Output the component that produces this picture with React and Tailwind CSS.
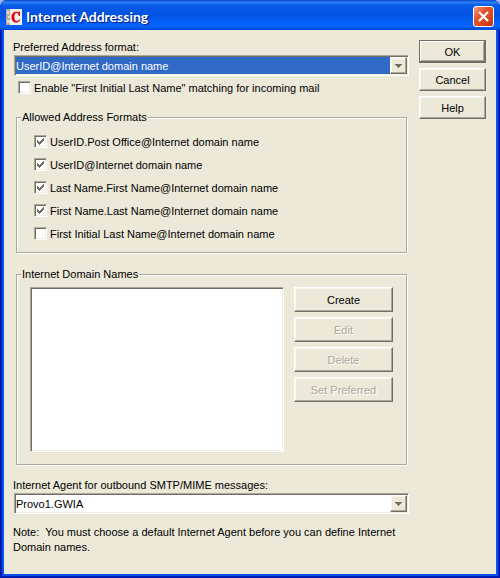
import { useState } from 'react';

const FORMATS = [
  { id: 'post-office', label: 'UserID.Post Office@Internet domain name', on: true },
  { id: 'user', label: 'UserID@Internet domain name', on: true },
  { id: 'last-first', label: 'Last Name.First Name@Internet domain name', on: true },
  { id: 'first-last', label: 'First Name.Last Name@Internet domain name', on: true },
  { id: 'initial-last', label: 'First Initial Last Name@Internet domain name', on: false },
];

// classic bevels
const sunken =
  'border border-t-[#aca899] border-l-[#aca899] border-r-white border-b-white shadow-[inset_1px_1px_0_#716f64,inset_-1px_-1px_0_#f1efe2]';
const raised =
  'border border-t-white border-l-white border-r-[#716f64] border-b-[#716f64] shadow-[inset_-1px_-1px_0_#aca899,inset_1px_1px_0_#f8f6ec] bg-[#ece9d8]';
const raisedDefault =
  'border border-[#716f64] shadow-[inset_-1px_-1px_0_#716f64,inset_1px_1px_0_#fff,inset_-2px_-2px_0_#aca899] bg-[#ece9d8]';

function Checkbox({ id, label, checked, onChange }) {
  return (
    <div className="flex items-center gap-[3px] h-[13px]">
      <span className="grid w-[13px] h-[13px]">
        <input
          id={id}
          type="checkbox"
          checked={checked}
          onChange={onChange}
          className={`appearance-none col-start-1 row-start-1 w-[13px] h-[13px] bg-white ${sunken}`}
        />
        {checked && (
          <svg className="col-start-1 row-start-1 pointer-events-none" width="13" height="13" viewBox="0 0 13 13" shapeRendering="crispEdges">
            <path d="M3 5h1v1h1v1h1v-1h1v-1h1v-1h1v-1h1v3h-1v1h-1v1h-1v1h-1v1h-1v-1h-1v-1h-1z" fill="#716f64" />
          </svg>
        )}
      </span>
      <label htmlFor={id} className="pt-[2px] whitespace-nowrap">{label}</label>
    </div>
  );
}

function Combo({ id, value, selected }) {
  return (
    <div className={`grid h-[21px] ${selected ? 'bg-[#316ac5] text-white' : 'bg-white'} ${sunken}`}>
      <select id={id} className="appearance-none col-start-1 row-start-1 w-full pl-px pt-px outline-none">
        <option>{value}</option>
      </select>
      <span className="col-start-1 row-start-1 justify-self-end self-center mr-px pointer-events-none">
        <span className={`flex items-center justify-center w-[17px] h-[17px] ${raised}`}>
          <svg width="7" height="4" viewBox="0 0 7 4" shapeRendering="crispEdges">
            <path d="M0 0h7v1h-1v1h-1v1h-1v1h-1v-1h-1v-1h-1v-1h-1z" fill="#716f64" />
          </svg>
        </span>
      </span>
    </div>
  );
}

function Button({ children, disabled, primary, className }) {
  return (
    <button
      disabled={disabled}
      className={`w-full pt-px ${primary ? raisedDefault : raised} ${className} disabled:text-[#aca899] disabled:[text-shadow:1px_1px_0_#fff]`}
    >
      {children}
    </button>
  );
}

function Group({ title, className, children }) {
  return (
    <fieldset className={`mx-[2px] border border-[#aca899] shadow-[1px_1px_0_#fff,inset_1px_1px_0_#fff] ${className}`}>
      <legend className="ml-1 px-px bg-[#ece9d8] leading-[15px]">{title}</legend>
      {children}
    </fieldset>
  );
}

export default function App() {
  const [matching, setMatching] = useState(false);
  const [formats, setFormats] = useState(FORMATS);

  const toggle = (id) => setFormats(prev => prev.map(f => (f.id === id ? { ...f, on: !f.on } : f)));

  return (
    <div className="bg-[#a9b4ee]">
      <div className="min-h-screen flex flex-col bg-[#0016a0] rounded-t-[7px] overflow-hidden font-['Liberation_Sans',Arial,sans-serif] text-[11px] leading-[15px] text-black">
        {/* Title bar */}
        <header className="relative flex items-center h-[30px] px-[6px] pt-[3px] bg-[linear-gradient(#0a3fc8_0%,#2b84f5_7%,#0a5ae8_18%,#0353e3_50%,#0560f8_75%,#0663fb_88%,#0046d0_100%)]">
          <svg width="16" height="16" viewBox="0 0 16 16" className="mr-1">
            <rect width="16" height="16" fill="#f4f0ec" />
            <path d="M0 0h4v16H0z" fill="#b4aca0" />
            <path d="M1 2h2v3H1zM2 7h2v2H2zM1 11h3v3H1z" fill="#e8dcc8" />
            <path d="M14 2.500v4.500h-1c-.5-2-1.400-3-2.600-3C9 4 8.400 5.500 8.400 8s.8 4 2.400 4c1.100 0 2-.6 2.700-1.800l.8.600C13.400 12.700 12 13.600 10.200 13.600 7.400 13.600 5.500 11.500 5.500 8.300 5.500 5 7.400 2.700 10 2.700c1 0 1.800.3 2.500.8L13 2.500z" fill="#e00010" />
          </svg>
          <h1 className="flex-1 font-['Lato',sans-serif] font-bold text-[14px] text-white [text-shadow:1px_1px_1px_#0a1883]">Internet Addressing</h1>
          <button aria-label="Close" className="flex items-center justify-center w-[21px] h-[21px] rounded-[3px] border border-white bg-[linear-gradient(135deg,#f0a088_0%,#e4572e_35%,#d8421a_75%,#b03010_100%)]">
            <svg width="11" height="11" viewBox="0 0 11 11" stroke="#fff" strokeWidth="2.200">
              <path d="M1 1l9 9M10 1l-9 9" />
            </svg>
          </button>
        </header>

        <main className="flex-1 flex items-start gap-[10px] mx-1 mb-1 px-[10px] pt-[10px] bg-[#ece9d8] shadow-[0_0_0_2px_#0850f0,0_0_0_3px_#0020c8]">
          <div className="flex-1 min-w-0">
            <label htmlFor="format" className="block -ml-px">Preferred Address format:</label>
            <Combo id="format" value="UserID@Internet domain name" selected />
            <div className="mt-[5px] ml-1">
              <Checkbox
                id="matching"
                label={'Enable "First Initial Last Name" matching for incoming mail'}
                checked={matching}
                onChange={() => setMatching(!matching)}
              />
            </div>

            <Group title="Allowed Address Formats" className="mt-4">
              <div className="flex flex-col gap-[10px] pl-[17px] pt-[10px] pb-3">
                {formats.map(f => (
                  <Checkbox key={f.id} id={f.id} label={f.label} checked={f.on} onChange={() => toggle(f.id)} />
                ))}
              </div>
            </Group>

            <Group title="Internet Domain Names" className="mt-[14px]">
              <div className="flex items-start gap-[10px] px-[13px] pt-[5px] pb-3">
                <div
                  role="listbox"
                  aria-label="Internet Domain Names"
                  className={`flex-1 h-[165px] bg-white ${sunken}`}
                />
                <div className="w-[99px] flex flex-col gap-[5px]">
                  <Button className="h-[25px]">Create</Button>
                  <Button className="h-[25px]" disabled>Edit</Button>
                  <Button className="h-[25px]" disabled>Delete</Button>
                  <Button className="h-[25px]" disabled>Set Preferred</Button>
                </div>
              </div>
            </Group>

            <label htmlFor="agent" className="block -ml-px mt-[13px]">Internet Agent for outbound SMTP/MIME messages:</label>
            <Combo id="agent" value="Provo1.GWIA" />
            <p className="-ml-px mt-[11px]">
              Note:&nbsp; You must choose a default Internet Agent before you can define Internet Domain names.
            </p>
          </div>

          <div className="w-[67px] flex flex-col gap-[5px]">
            <Button className="h-[23px]" primary>OK</Button>
            <Button className="h-[23px]">Cancel</Button>
            <Button className="h-[23px]">Help</Button>
          </div>
        </main>
      </div>
    </div>
  );
}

========

### What you should do
Without the pictures, retype the whole of the material above exactly.

### Complete answer
Output the component that produces this picture with React and Tailwind CSS.
import { useState } from 'react';

const FORMATS = [
  { id: 'post-office', label: 'UserID.Post Office@Internet domain name', on: true },
  { id: 'user', label: 'UserID@Internet domain name', on: true },
  { id: 'last-first', label: 'Last Name.First Name@Internet domain name', on: true },
  { id: 'first-last', label: 'First Name.Last Name@Internet domain name', on: true },
  { id: 'initial-last', label: 'First Initial Last Name@Internet domain name', on: false },
];

// classic bevels
const sunken =
  'border border-t-[#aca899] border-l-[#aca899] border-r-white border-b-white shadow-[inset_1px_1px_0_#716f64,inset_-1px_-1px_0_#f1efe2]';
const raised =
  'border border-t-white border-l-white border-r-[#716f64] border-b-[#716f64] shadow-[inset_-1px_-1px_0_#aca899,inset_1px_1px_0_#f8f6ec] bg-[#ece9d8]';
const raisedDefault =
  'border border-[#716f64] shadow-[inset_-1px_-1px_0_#716f64,inset_1px_1px_0_#fff,inset_-2px_-2px_0_#aca899] bg-[#ece9d8]';

function Checkbox({ id, label, checked, onChange }) {
  return (
    <div className="flex items-center gap-[3px] h-[13px]">
      <span className="grid w-[13px] h-[13px]">
        <input
          id={id}
          type="checkbox"
          checked={checked}
          onChange={onChange}
          className={`appearance-none col-start-1 row-start-1 w-[13px] h-[13px] bg-white ${sunken}`}
        />
        {checked && (
          <svg className="col-start-1 row-start-1 pointer-events-none" width="13" height="13" viewBox="0 0 13 13" shapeRendering="crispEdges">
            <path d="M3 5h1v1h1v1h1v-1h1v-1h1v-1h1v-1h1v3h-1v1h-1v1h-1v1h-1v1h-1v-1h-1v-1h-1z" fill="#716f64" />
          </svg>
        )}
      </span>
      <label htmlFor={id} className="pt-[2px] whitespace-nowrap">{label}</label>
    </div>
  );
}

function Combo({ id, value, selected }) {
  return (
    <div className={`grid h-[21px] ${selected ? 'bg-[#316ac5] text-white' : 'bg-white'} ${sunken}`}>
      <select id={id} className="appearance-none col-start-1 row-start-1 w-full pl-px pt-px outline-none">
        <option>{value}</option>
      </select>
      <span className="col-start-1 row-start-1 justify-self-end self-center mr-px pointer-events-none">
        <span className={`flex items-center justify-center w-[17px] h-[17px] ${raised}`}>
          <svg width="7" height="4" viewBox="0 0 7 4" shapeRendering="crispEdges">
            <path d="M0 0h7v1h-1v1h-1v1h-1v1h-1v-1h-1v-1h-1v-1h-1z" fill="#716f64" />
          </svg>
        </span>
      </span>
    </div>
  );
}

function Button({ children, disabled, primary, className }) {
  return (
    <button
      disabled={disabled}
      className={`w-full pt-px ${primary ? raisedDefault : raised} ${className} disabled:text-[#aca899] disabled:[text-shadow:1px_1px_0_#fff]`}
    >
      {children}
    </button>
  );
}

function Group({ title, className, children }) {
  return (
    <fieldset className={`mx-[2px] border border-[#aca899] shadow-[1px_1px_0_#fff,inset_1px_1px_0_#fff] ${className}`}>
      <legend className="ml-1 px-px bg-[#ece9d8] leading-[15px]">{title}</legend>
      {children}
    </fieldset>
  );
}

export default function App() {
  const [matching, setMatching] = useState(false);
  const [formats, setFormats] = useState(FORMATS);

  const toggle = (id) => setFormats(prev => prev.map(f => (f.id === id ? { ...f, on: !f.on } : f)));

  return (
    <div className="bg-[#a9b4ee]">
      <div className="min-h-screen flex flex-col bg-[#0016a0] rounded-t-[7px] overflow-hidden font-['Liberation_Sans',Arial,sans-serif] text-[11px] leading-[15px] text-black">
        {/* Title bar */}
        <header className="relative flex items-center h-[30px] px-[6px] pt-[3px] bg-[linear-gradient(#0a3fc8_0%,#2b84f5_7%,#0a5ae8_18%,#0353e3_50%,#0560f8_75%,#0663fb_88%,#0046d0_100%)]">
          <svg width="16" height="16" viewBox="0 0 16 16" className="mr-1">
            <rect width="16" height="16" fill="#f4f0ec" />
            <path d="M0 0h4v16H0z" fill="#b4aca0" />
            <path d="M1 2h2v3H1zM2 7h2v2H2zM1 11h3v3H1z" fill="#e8dcc8" />
            <path d="M14 2.500v4.500h-1c-.5-2-1.400-3-2.600-3C9 4 8.400 5.500 8.400 8s.8 4 2.400 4c1.100 0 2-.6 2.700-1.800l.8.600C13.400 12.700 12 13.600 10.200 13.600 7.400 13.600 5.500 11.500 5.500 8.300 5.500 5 7.400 2.700 10 2.700c1 0 1.800.3 2.500.8L13 2.500z" fill="#e00010" />
          </svg>
          <h1 className="flex-1 font-['Lato',sans-serif] font-bold text-[14px] text-white [text-shadow:1px_1px_1px_#0a1883]">Internet Addressing</h1>
          <button aria-label="Close" className="flex items-center justify-center w-[21px] h-[21px] rounded-[3px] border border-white bg-[linear-gradient(135deg,#f0a088_0%,#e4572e_35%,#d8421a_75%,#b03010_100%)]">
            <svg width="11" height="11" viewBox="0 0 11 11" stroke="#fff" strokeWidth="2.200">
              <path d="M1 1l9 9M10 1l-9 9" />
            </svg>
          </button>
        </header>

        <main className="flex-1 flex items-start gap-[10px] mx-1 mb-1 px-[10px] pt-[10px] bg-[#ece9d8] shadow-[0_0_0_2px_#0850f0,0_0_0_3px_#0020c8]">
          <div className="flex-1 min-w-0">
            <label htmlFor="format" className="block -ml-px">Preferred Address format:</label>
            <Combo id="format" value="UserID@Internet domain name" selected />
            <div className="mt-[5px] ml-1">
              <Checkbox
                id="matching"
                label={'Enable "First Initial Last Name" matching for incoming mail'}
                checked={matching}
                onChange={() => setMatching(!matching)}
              />
            </div>

            <Group title="Allowed Address Formats" className="mt-4">
              <div className="flex flex-col gap-[10px] pl-[17px] pt-[10px] pb-3">
                {formats.map(f => (
                  <Checkbox key={f.id} id={f.id} label={f.label} checked={f.on} onChange={() => toggle(f.id)} />
                ))}
              </div>
            </Group>

            <Group title="Internet Domain Names" className="mt-[14px]">
              <div className="flex items-start gap-[10px] px-[13px] pt-[5px] pb-3">
                <div
                  role="listbox"
                  aria-label="Internet Domain Names"
                  className={`flex-1 h-[165px] bg-white ${sunken}`}
                />
                <div className="w-[99px] flex flex-col gap-[5px]">
                  <Button className="h-[25px]">Create</Button>
                  <Button className="h-[25px]" disabled>Edit</Button>
                  <Button className="h-[25px]" disabled>Delete</Button>
                  <Button className="h-[25px]" disabled>Set Preferred</Button>
                </div>
              </div>
            </Group>

            <label htmlFor="agent" className="block -ml-px mt-[13px]">Internet Agent for outbound SMTP/MIME messages:</label>
            <Combo id="agent" value="Provo1.GWIA" />
            <p className="-ml-px mt-[11px]">
              Note:&nbsp; You must choose a default Internet Agent before you can define Internet Domain names.
            </p>
          </div>

          <div className="w-[67px] flex flex-col gap-[5px]">
            <Button className="h-[23px]" primary>OK</Button>
            <Button className="h-[23px]">Cancel</Button>
            <Button className="h-[23px]">Help</Button>
          </div>
        </main>
      </div>
    </div>
  );
}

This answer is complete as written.